▸ Given task
Exact reproduction of the data is required, with images excluded.

▸ Dataset section

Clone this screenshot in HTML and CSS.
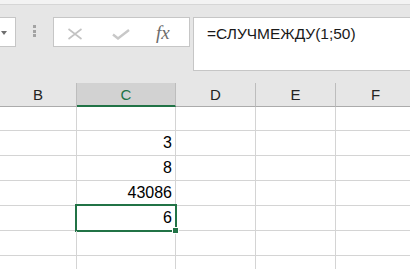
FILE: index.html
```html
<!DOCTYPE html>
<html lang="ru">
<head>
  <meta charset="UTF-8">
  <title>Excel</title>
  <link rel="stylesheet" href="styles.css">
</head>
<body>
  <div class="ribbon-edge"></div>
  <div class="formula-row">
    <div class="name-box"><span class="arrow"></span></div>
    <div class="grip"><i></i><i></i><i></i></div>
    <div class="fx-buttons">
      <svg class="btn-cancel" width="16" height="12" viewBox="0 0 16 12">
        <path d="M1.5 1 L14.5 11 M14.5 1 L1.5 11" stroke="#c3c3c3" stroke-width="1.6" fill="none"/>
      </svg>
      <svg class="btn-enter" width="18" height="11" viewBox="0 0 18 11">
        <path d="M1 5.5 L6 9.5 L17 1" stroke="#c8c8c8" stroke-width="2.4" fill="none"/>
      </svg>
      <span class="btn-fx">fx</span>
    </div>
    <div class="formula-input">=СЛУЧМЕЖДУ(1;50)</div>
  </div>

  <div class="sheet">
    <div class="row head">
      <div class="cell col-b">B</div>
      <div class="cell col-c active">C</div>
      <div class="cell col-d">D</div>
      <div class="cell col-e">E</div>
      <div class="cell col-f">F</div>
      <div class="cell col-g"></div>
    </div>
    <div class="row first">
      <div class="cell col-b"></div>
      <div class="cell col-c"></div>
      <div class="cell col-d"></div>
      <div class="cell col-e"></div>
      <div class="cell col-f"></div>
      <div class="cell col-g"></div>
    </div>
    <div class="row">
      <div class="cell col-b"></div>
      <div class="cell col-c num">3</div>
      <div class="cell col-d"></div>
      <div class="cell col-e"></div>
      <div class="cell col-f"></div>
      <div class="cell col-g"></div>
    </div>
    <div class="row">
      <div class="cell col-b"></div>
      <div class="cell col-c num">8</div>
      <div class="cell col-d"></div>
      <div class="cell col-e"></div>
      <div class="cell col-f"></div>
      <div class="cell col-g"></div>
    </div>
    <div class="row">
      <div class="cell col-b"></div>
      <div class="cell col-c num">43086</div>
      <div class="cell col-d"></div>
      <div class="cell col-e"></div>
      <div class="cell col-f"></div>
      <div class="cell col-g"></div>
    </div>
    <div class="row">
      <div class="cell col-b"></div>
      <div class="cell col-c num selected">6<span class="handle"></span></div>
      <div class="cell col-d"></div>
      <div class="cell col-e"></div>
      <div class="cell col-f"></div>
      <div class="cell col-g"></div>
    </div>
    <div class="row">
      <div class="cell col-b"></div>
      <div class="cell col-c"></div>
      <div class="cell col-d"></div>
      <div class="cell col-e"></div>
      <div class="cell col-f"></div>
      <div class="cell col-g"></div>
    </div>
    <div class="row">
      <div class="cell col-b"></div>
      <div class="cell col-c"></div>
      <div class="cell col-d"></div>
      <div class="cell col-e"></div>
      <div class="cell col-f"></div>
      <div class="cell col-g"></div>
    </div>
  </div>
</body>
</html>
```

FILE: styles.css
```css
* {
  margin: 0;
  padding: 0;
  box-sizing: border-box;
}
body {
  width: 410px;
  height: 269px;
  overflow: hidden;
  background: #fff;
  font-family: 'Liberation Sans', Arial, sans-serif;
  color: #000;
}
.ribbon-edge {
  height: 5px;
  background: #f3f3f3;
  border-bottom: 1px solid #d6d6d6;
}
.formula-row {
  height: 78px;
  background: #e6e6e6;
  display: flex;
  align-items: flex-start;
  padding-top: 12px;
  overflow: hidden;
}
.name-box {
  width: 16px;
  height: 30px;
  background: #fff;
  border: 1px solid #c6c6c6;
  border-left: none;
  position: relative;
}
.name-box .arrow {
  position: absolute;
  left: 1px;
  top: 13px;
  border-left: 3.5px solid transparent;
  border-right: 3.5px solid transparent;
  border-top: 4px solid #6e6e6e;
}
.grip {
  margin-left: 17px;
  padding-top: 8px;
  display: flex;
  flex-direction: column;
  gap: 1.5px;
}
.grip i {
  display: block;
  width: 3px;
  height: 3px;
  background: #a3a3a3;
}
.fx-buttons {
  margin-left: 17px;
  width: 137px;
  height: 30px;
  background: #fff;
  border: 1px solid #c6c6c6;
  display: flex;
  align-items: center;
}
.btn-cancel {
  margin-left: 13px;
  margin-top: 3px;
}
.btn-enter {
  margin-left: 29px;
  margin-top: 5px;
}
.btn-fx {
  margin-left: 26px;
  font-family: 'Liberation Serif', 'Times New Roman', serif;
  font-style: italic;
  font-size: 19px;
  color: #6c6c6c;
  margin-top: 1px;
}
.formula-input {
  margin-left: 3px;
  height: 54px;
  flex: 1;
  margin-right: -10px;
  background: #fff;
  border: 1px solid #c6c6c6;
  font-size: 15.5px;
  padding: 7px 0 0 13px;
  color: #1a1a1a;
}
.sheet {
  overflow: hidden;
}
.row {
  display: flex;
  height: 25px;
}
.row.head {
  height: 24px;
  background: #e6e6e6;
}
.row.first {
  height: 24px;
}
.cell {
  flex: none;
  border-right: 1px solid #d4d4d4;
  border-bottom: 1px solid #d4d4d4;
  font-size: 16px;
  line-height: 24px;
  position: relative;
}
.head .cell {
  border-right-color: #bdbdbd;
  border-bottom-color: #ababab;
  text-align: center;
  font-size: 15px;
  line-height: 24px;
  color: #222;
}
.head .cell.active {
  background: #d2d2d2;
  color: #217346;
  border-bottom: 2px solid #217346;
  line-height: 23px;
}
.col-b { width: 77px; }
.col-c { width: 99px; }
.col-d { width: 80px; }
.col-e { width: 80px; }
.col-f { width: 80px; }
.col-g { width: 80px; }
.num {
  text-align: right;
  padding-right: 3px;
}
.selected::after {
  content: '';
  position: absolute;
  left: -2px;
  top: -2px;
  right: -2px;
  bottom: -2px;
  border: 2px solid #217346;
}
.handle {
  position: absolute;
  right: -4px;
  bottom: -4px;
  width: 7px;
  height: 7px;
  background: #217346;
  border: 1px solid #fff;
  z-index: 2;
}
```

▸ Full solution
Clone this screenshot in HTML and CSS.
FILE: index.html
```html
<!DOCTYPE html>
<html lang="ru">
<head>
  <meta charset="UTF-8">
  <title>Excel</title>
  <link rel="stylesheet" href="styles.css">
</head>
<body>
  <div class="ribbon-edge"></div>
  <div class="formula-row">
    <div class="name-box"><span class="arrow"></span></div>
    <div class="grip"><i></i><i></i><i></i></div>
    <div class="fx-buttons">
      <svg class="btn-cancel" width="16" height="12" viewBox="0 0 16 12">
        <path d="M1.5 1 L14.5 11 M14.5 1 L1.5 11" stroke="#c3c3c3" stroke-width="1.6" fill="none"/>
      </svg>
      <svg class="btn-enter" width="18" height="11" viewBox="0 0 18 11">
        <path d="M1 5.5 L6 9.5 L17 1" stroke="#c8c8c8" stroke-width="2.4" fill="none"/>
      </svg>
      <span class="btn-fx">fx</span>
    </div>
    <div class="formula-input">=СЛУЧМЕЖДУ(1;50)</div>
  </div>

  <div class="sheet">
    <div class="row head">
      <div class="cell col-b">B</div>
      <div class="cell col-c active">C</div>
      <div class="cell col-d">D</div>
      <div class="cell col-e">E</div>
      <div class="cell col-f">F</div>
      <div class="cell col-g"></div>
    </div>
    <div class="row first">
      <div class="cell col-b"></div>
      <div class="cell col-c"></div>
      <div class="cell col-d"></div>
      <div class="cell col-e"></div>
      <div class="cell col-f"></div>
      <div class="cell col-g"></div>
    </div>
    <div class="row">
      <div class="cell col-b"></div>
      <div class="cell col-c num">3</div>
      <div class="cell col-d"></div>
      <div class="cell col-e"></div>
      <div class="cell col-f"></div>
      <div class="cell col-g"></div>
    </div>
    <div class="row">
      <div class="cell col-b"></div>
      <div class="cell col-c num">8</div>
      <div class="cell col-d"></div>
      <div class="cell col-e"></div>
      <div class="cell col-f"></div>
      <div class="cell col-g"></div>
    </div>
    <div class="row">
      <div class="cell col-b"></div>
      <div class="cell col-c num">43086</div>
      <div class="cell col-d"></div>
      <div class="cell col-e"></div>
      <div class="cell col-f"></div>
      <div class="cell col-g"></div>
    </div>
    <div class="row">
      <div class="cell col-b"></div>
      <div class="cell col-c num selected">6<span class="handle"></span></div>
      <div class="cell col-d"></div>
      <div class="cell col-e"></div>
      <div class="cell col-f"></div>
      <div class="cell col-g"></div>
    </div>
    <div class="row">
      <div class="cell col-b"></div>
      <div class="cell col-c"></div>
      <div class="cell col-d"></div>
      <div class="cell col-e"></div>
      <div class="cell col-f"></div>
      <div class="cell col-g"></div>
    </div>
    <div class="row">
      <div class="cell col-b"></div>
      <div class="cell col-c"></div>
      <div class="cell col-d"></div>
      <div class="cell col-e"></div>
      <div class="cell col-f"></div>
      <div class="cell col-g"></div>
    </div>
  </div>
</body>
</html>
```

FILE: styles.css
```css
* {
  margin: 0;
  padding: 0;
  box-sizing: border-box;
}
body {
  width: 410px;
  height: 269px;
  overflow: hidden;
  background: #fff;
  font-family: 'Liberation Sans', Arial, sans-serif;
  color: #000;
}
.ribbon-edge {
  height: 5px;
  background: #f3f3f3;
  border-bottom: 1px solid #d6d6d6;
}
.formula-row {
  height: 78px;
  background: #e6e6e6;
  display: flex;
  align-items: flex-start;
  padding-top: 12px;
  overflow: hidden;
}
.name-box {
  width: 16px;
  height: 30px;
  background: #fff;
  border: 1px solid #c6c6c6;
  border-left: none;
  position: relative;
}
.name-box .arrow {
  position: absolute;
  left: 1px;
  top: 13px;
  border-left: 3.5px solid transparent;
  border-right: 3.5px solid transparent;
  border-top: 4px solid #6e6e6e;
}
.grip {
  margin-left: 17px;
  padding-top: 8px;
  display: flex;
  flex-direction: column;
  gap: 1.5px;
}
.grip i {
  display: block;
  width: 3px;
  height: 3px;
  background: #a3a3a3;
}
.fx-buttons {
  margin-left: 17px;
  width: 137px;
  height: 30px;
  background: #fff;
  border: 1px solid #c6c6c6;
  display: flex;
  align-items: center;
}
.btn-cancel {
  margin-left: 13px;
  margin-top: 3px;
}
.btn-enter {
  margin-left: 29px;
  margin-top: 5px;
}
.btn-fx {
  margin-left: 26px;
  font-family: 'Liberation Serif', 'Times New Roman', serif;
  font-style: italic;
  font-size: 19px;
  color: #6c6c6c;
  margin-top: 1px;
}
.formula-input {
  margin-left: 3px;
  height: 54px;
  flex: 1;
  margin-right: -10px;
  background: #fff;
  border: 1px solid #c6c6c6;
  font-size: 15.5px;
  padding: 7px 0 0 13px;
  color: #1a1a1a;
}
.sheet {
  overflow: hidden;
}
.row {
  display: flex;
  height: 25px;
}
.row.head {
  height: 24px;
  background: #e6e6e6;
}
.row.first {
  height: 24px;
}
.cell {
  flex: none;
  border-right: 1px solid #d4d4d4;
  border-bottom: 1px solid #d4d4d4;
  font-size: 16px;
  line-height: 24px;
  position: relative;
}
.head .cell {
  border-right-color: #bdbdbd;
  border-bottom-color: #ababab;
  text-align: center;
  font-size: 15px;
  line-height: 24px;
  color: #222;
}
.head .cell.active {
  background: #d2d2d2;
  color: #217346;
  border-bottom: 2px solid #217346;
  line-height: 23px;
}
.col-b { width: 77px; }
.col-c { width: 99px; }
.col-d { width: 80px; }
.col-e { width: 80px; }
.col-f { width: 80px; }
.col-g { width: 80px; }
.num {
  text-align: right;
  padding-right: 3px;
}
.selected::after {
  content: '';
  position: absolute;
  left: -2px;
  top: -2px;
  right: -2px;
  bottom: -2px;
  border: 2px solid #217346;
}
.handle {
  position: absolute;
  right: -4px;
  bottom: -4px;
  width: 7px;
  height: 7px;
  background: #217346;
  border: 1px solid #fff;
  z-index: 2;
}
```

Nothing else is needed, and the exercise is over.